-- PROBLEM --
Pick out all lines in the listing holding the string "components" and copy them.

---*---

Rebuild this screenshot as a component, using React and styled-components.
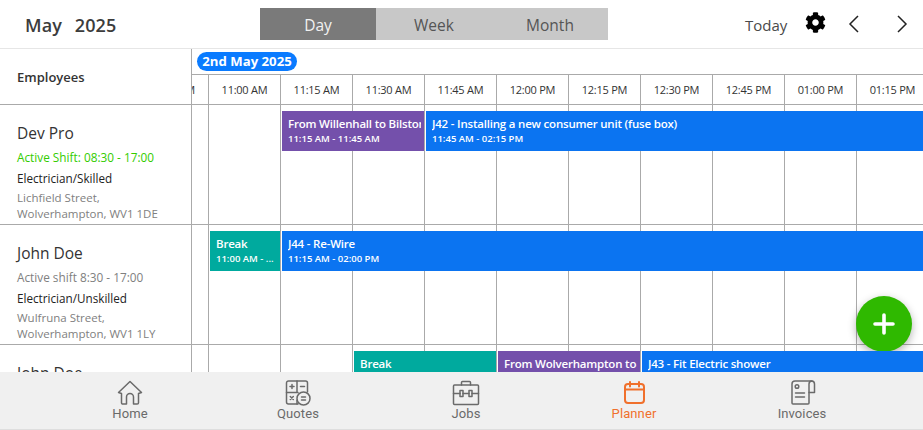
import React from 'react';
import styled, { createGlobalStyle } from 'styled-components';
import { FaCog } from 'react-icons/fa';

const GlobalStyle = createGlobalStyle`
  html, body { margin: 0; padding: 0; background: #fff; }
  body { font-family: "Open Sans", "Noto Sans", sans-serif; color: #333; }
  * { box-sizing: border-box; }
`;

const LINE = '#aaaaaa';
const SLOT = 72;

const Page = styled.div`
  width: 923px;
  height: 430px;
  display: flex;
  flex-direction: column;
  overflow: hidden;
  position: relative;
`;

const TopBar = styled.header`
  height: 49px;
  flex: none;
  display: flex;
  align-items: flex-start;
  border-bottom: 1px solid #e6e6e6;
`;
const MonthTitle = styled.div`
  width: 260px;
  padding: 13px 0 0 25px;
  font-size: 18px;
  line-height: 24px;
  font-weight: 600;
  color: #3c3c3c;
  letter-spacing: 0.1px;
  word-spacing: 8px;
`;
const Tabs = styled.div`
  display: flex;
  margin-top: 8px;
  background: #c8c8c8;
`;
const Tab = styled.div`
  width: 116px;
  height: 32px;
  padding-top: 1px;
  display: flex;
  align-items: center;
  justify-content: center;
  font-size: 15.5px;
  color: ${p => (p.$active ? '#f2f2f2' : '#555')};
  background: ${p => (p.$active ? '#7a7a7a' : 'transparent')};
`;
const TopActions = styled.div`
  margin-left: 137px;
  height: 48px;
  display: flex;
  align-items: center;
`;
const TodayLabel = styled.span`
  font-size: 15px;
  padding-top: 1px;
  color: #4a4a4a;
  width: 60px;
`;
const Gear = styled(FaCog)`
  margin-bottom: 3px;
`;
const Chevron = styled.svg`
  width: 12px;
  height: 20px;
  margin-left: ${p => p.$gap}px;
  fill: none;
  stroke: #222;
  stroke-width: 1.5;
`;

const Board = styled.div`
  flex: 1;
  min-height: 0;
  overflow: hidden;
`;
const HeaderRow = styled.div`
  height: 56px;
  display: flex;
  border-bottom: 1px solid ${LINE};
`;
const EmployeesHead = styled.div`
  width: 191px;
  flex: none;
  padding: 10px 0 0 17px;
  font-size: 13px;
  line-height: 36px;
  font-weight: 600;
  color: #333;
`;
const TimelineHead = styled.div`
  flex: 1;
  min-width: 0;
  border-left: 1px solid ${LINE};
`;
const DateRow = styled.div`
  height: 26px;
  display: flex;
  align-items: flex-start;
  padding: 3px 0 0 5px;
  border-bottom: 1px solid ${LINE};
`;
const DatePill = styled.span`
  width: 100px;
  height: 19px;
  border-radius: 10px;
  background: #0a7bff;
  color: #fff;
  font-size: 13.2px;
  line-height: 19px;
  font-weight: 700;
  text-align: center;
`;
const TimeRow = styled.div`
  display: flex;
  height: 29px;
`;
const TimeCell = styled.div`
  flex: none;
  width: ${p => p.$width || SLOT}px;
  display: flex;
  align-items: center;
  justify-content: ${p => (p.$clipped ? 'flex-end' : 'center')};
  padding-right: ${p => (p.$clipped ? 13 : 0)}px;
  overflow: hidden;
  white-space: nowrap;
  font-size: 11px;
  letter-spacing: -0.25px;
  color: #333;
  border-right: 1px solid ${LINE};
`;

const EmployeeRow = styled.div`
  height: 120px;
  display: flex;
  border-bottom: 1px solid ${LINE};
`;
const EmployeeCard = styled.div`
  width: 191px;
  flex: none;
  padding: 17px 0 0 17px;
`;
const EmployeeName = styled.div`
  font-size: 15.5px;
  line-height: 22px;
  font-weight: 500;
  color: #333;
  margin-bottom: 4px;
`;
const Shift = styled.div`
  font-size: 11.8px;
  line-height: 18px;
  font-weight: 500;
  color: ${p => (p.$active ? '#33cc00' : '#808080')};
  margin-bottom: 3px;
`;
const Role = styled.div`
  font-size: 11.7px;
  line-height: 18px;
  font-weight: 500;
  color: #222;
  margin-bottom: 3px;
`;
const Address = styled.div`
  font-size: 11.5px;
  line-height: 16px;
  font-weight: 500;
  color: #808080;
  white-space: pre-line;
`;

const Lane = styled.div`
  flex: 1;
  min-width: 0;
  overflow: hidden;
  border-left: 1px solid ${LINE};
  display: grid;
  grid-template-columns: 17px repeat(11, ${SLOT}px);
  grid-template-rows: 119px;
`;
const SlotCell = styled.div`
  grid-row: 1;
  grid-column: ${p => p.$col};
  border-right: 1px solid ${LINE};
`;
const EventBar = styled.div`
  grid-row: 1;
  grid-column: ${p => p.$from} / ${p => p.$to};
  align-self: start;
  z-index: 1;
  height: 40px;
  margin: 6px 1px 0 1px;
  padding: 3px 3px 0 6px;
  overflow: hidden;
  color: #fff;
  background: ${p => p.$color};
`;
const EventTitle = styled.div`
  font-size: 11.5px;
  line-height: 19px;
  font-weight: 600;
  letter-spacing: -0.2px;
  white-space: nowrap;
  overflow: hidden;
`;
const EventTime = styled.div`
  font-size: 9.5px;
  line-height: 12px;
  font-weight: 600;
  white-space: nowrap;
  overflow: hidden;
`;

const BottomNav = styled.nav`
  height: 58px;
  flex: none;
  display: flex;
  padding-left: 46px;
  background: #f0f0f0;
  border-bottom: 1px solid #dedede;
`;
const NavItem = styled.div`
  width: 168px;
  display: flex;
  flex-direction: column;
  align-items: center;
  padding-top: 7px;
  color: ${p => (p.$active ? '#f0702c' : '#6a6a6a')};
`;
const NavIcon = styled.svg`
  width: 28px;
  height: 28px;
  fill: none;
  stroke: currentColor;
  stroke-width: ${p => p.$weight || 1.5};
  stroke-linejoin: round;
  stroke-linecap: round;
`;
const NavLabel = styled.span`
  font-family: Roboto, "Open Sans", sans-serif;
  font-size: 13px;
  line-height: 16px;
  margin-top: -1px;
  letter-spacing: 0.1px;
`;

const Fab = styled.button`
  position: absolute;
  left: 856px;
  top: 296px;
  width: 56px;
  height: 56px;
  padding: 0;
  border: none;
  border-radius: 50%;
  background: #2fb900;
  box-shadow: 0 3px 8px rgba(0, 0, 0, 0.3);
  display: flex;
  align-items: center;
  justify-content: center;
`;
const PlusIcon = styled.svg`
  width: 24px;
  height: 24px;
  stroke: #fff;
  stroke-width: 3.6;
  stroke-linecap: round;
`;

const times = ['11:00 AM', '11:15 AM', '11:30 AM', '11:45 AM', '12:00 PM', '12:15 PM', '12:30 PM', '12:45 PM', '01:00 PM', '01:15 PM'];

const BLUE = '#0b74f1';
const TEAL = '#00aa9e';
const PURPLE = '#7450ab';

const employees = [
  {
    name: 'Dev Pro',
    shift: 'Active Shift: 08:30 - 17:00',
    active: true,
    role: 'Electrician/Skilled',
    address: 'Lichfield Street,\nWolverhampton, WV1 1DE',
    events: [
      { from: 3, to: 5, color: PURPLE, title: 'From Willenhall to Bilston', time: '11:15 AM - 11:45 AM' },
      { from: 5, to: 13, color: BLUE, title: 'J42 - Installing a new consumer unit (fuse box)', time: '11:45 AM - 02:15 PM' },
    ],
  },
  {
    name: 'John Doe',
    shift: 'Active shift 8:30 - 17:00',
    role: 'Electrician/Unskilled',
    address: 'Wulfruna Street,\nWolverhampton, WV1 1LY',
    events: [
      { from: 2, to: 3, color: TEAL, title: 'Break', time: '11:00 AM - ...' },
      { from: 3, to: 13, color: BLUE, title: 'J44 - Re-Wire', time: '11:15 AM - 02:00 PM' },
    ],
  },
  {
    name: 'John Doe',
    shift: 'Active shift 8:30 - 17:00',
    role: 'Electrician/Unskilled',
    address: 'Wulfruna Street,\nWolverhampton, WV1 1LY',
    events: [
      { from: 4, to: 6, color: TEAL, title: 'Break', time: '11:30 AM - 12:00 PM' },
      { from: 6, to: 8, color: PURPLE, title: 'From Wolverhampton to Bilston', time: '12:00 PM - 12:30 PM' },
      { from: 8, to: 13, color: BLUE, title: 'J43 - Fit Electric shower', time: '12:30 PM - 02:00 PM' },
    ],
  },
];

const HomeGlyph = () => (
  <NavIcon viewBox="0 0 28 28">
    <path d="M2.500 13.500 14 2.500l11.500 11-3 1v9.200a1.300 1.300 0 0 1-1.300 1.300h-3.700v-7a3.500 3.500 0 0 0-7 0v7H6.800a1.300 1.300 0 0 1-1.300-1.300v-9.200z" />
  </NavIcon>
);

const QuotesGlyph = () => (
  <NavIcon viewBox="0 0 28 28">
    <path d="M14 25H4.500a2 2 0 0 1-2-2V4a2 2 0 0 1 2-2h17a2 2 0 0 1 2 2v9" />
    <path d="M13 2v11M2.500 13.500H14M13 21v4" />
    <path d="M6 7.500h4M8 5.500v4M16.500 7.500h4M6.300 17.500l3 3M9.300 17.500l-3 3" />
    <circle cx="19.500" cy="19.500" r="6.500" />
    <path d="M17.500 18h4M17.500 21h4" />
  </NavIcon>
);

const JobsGlyph = () => (
  <NavIcon viewBox="0 0 28 28">
    <path d="M9.500 6V3.500a1 1 0 0 1 1-1h7a1 1 0 0 1 1 1V6" />
    <rect x="1.500" y="6" width="25" height="19.500" rx="1" />
    <path d="M1.500 14.500H8M11 14.500h6M20 14.500h6.500" />
    <rect x="8" y="11.500" width="3" height="6" />
    <rect x="17" y="11.500" width="3" height="6" />
  </NavIcon>
);

const PlannerGlyph = () => (
  <NavIcon viewBox="0 0 28 28" $weight={2}>
    <rect x="5" y="5" width="19" height="19" rx="3" />
    <path d="M5 10.500h19M10 3v4.500M19 3v4.500" />
  </NavIcon>
);

const InvoicesGlyph = () => (
  <NavIcon viewBox="0 0 28 28">
    <path d="M21 13.500V24a1 1 0 0 1-1 1H5a1 1 0 0 1-1-1V5a3 3 0 0 1 3-3h17" />
    <path d="M21 13.500h5.500V5a3 3 0 0 0-2.750-3A3 3 0 0 0 21 5v8.500" />
    <circle cx="9" cy="7.500" r="1.800" />
    <path d="M7.500 14h9M7.500 18h9" />
  </NavIcon>
);

const navItems = [
  { label: 'Home', Glyph: HomeGlyph },
  { label: 'Quotes', Glyph: QuotesGlyph },
  { label: 'Jobs', Glyph: JobsGlyph },
  { label: 'Planner', Glyph: PlannerGlyph, active: true },
  { label: 'Invoices', Glyph: InvoicesGlyph },
];

const slotColumns = Array.from({ length: 12 }, (_, i) => i + 1);

const App = () => (
  <Page>
    <GlobalStyle />
    <TopBar>
      <MonthTitle>May 2025</MonthTitle>
      <Tabs>
        <Tab $active>Day</Tab>
        <Tab>Week</Tab>
        <Tab>Month</Tab>
      </Tabs>
      <TopActions>
        <TodayLabel>Today</TodayLabel>
        <Gear size={21} color="#000" />
        <Chevron $gap={22} viewBox="0 0 12 20"><path d="M10 2 2 10l8 8" /></Chevron>
        <Chevron $gap={36} viewBox="0 0 12 20"><path d="M2 2l8 8-8 8" /></Chevron>
      </TopActions>
    </TopBar>

    <Board>
      <HeaderRow>
        <EmployeesHead>Employees</EmployeesHead>
        <TimelineHead>
          <DateRow><DatePill>2nd May 2025</DatePill></DateRow>
          <TimeRow>
            <TimeCell $width={17} $clipped>10:45 AM</TimeCell>
            {times.map(t => <TimeCell key={t}>{t}</TimeCell>)}
          </TimeRow>
        </TimelineHead>
      </HeaderRow>

      {employees.map((emp, i) => (
        <EmployeeRow key={i}>
          <EmployeeCard>
            <EmployeeName>{emp.name}</EmployeeName>
            <Shift $active={emp.active}>{emp.shift}</Shift>
            <Role>{emp.role}</Role>
            <Address>{emp.address}</Address>
          </EmployeeCard>
          <Lane>
            {slotColumns.map(col => <SlotCell key={col} $col={col} />)}
            {emp.events.map(ev => (
              <EventBar key={ev.title} $from={ev.from} $to={ev.to} $color={ev.color}>
                <EventTitle>{ev.title}</EventTitle>
                <EventTime>{ev.time}</EventTime>
              </EventBar>
            ))}
          </Lane>
        </EmployeeRow>
      ))}
    </Board>

    <BottomNav>
      {navItems.map(({ label, Glyph, active }) => (
        <NavItem key={label} $active={active}>
          <Glyph />
          <NavLabel>{label}</NavLabel>
        </NavItem>
      ))}
    </BottomNav>

    <Fab aria-label="Add">
      <PlusIcon viewBox="0 0 24 24"><path d="M12 3v18M3 12h18" /></PlusIcon>
    </Fab>
  </Page>
);

export default App;
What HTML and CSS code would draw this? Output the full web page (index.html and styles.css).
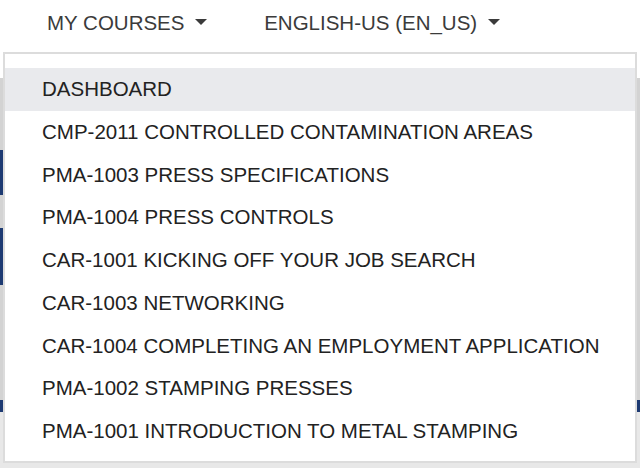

---*---

-- TASK RESULT --
Rebuild this screenshot as a component, using React and styled-components.
import styled, { createGlobalStyle } from 'styled-components';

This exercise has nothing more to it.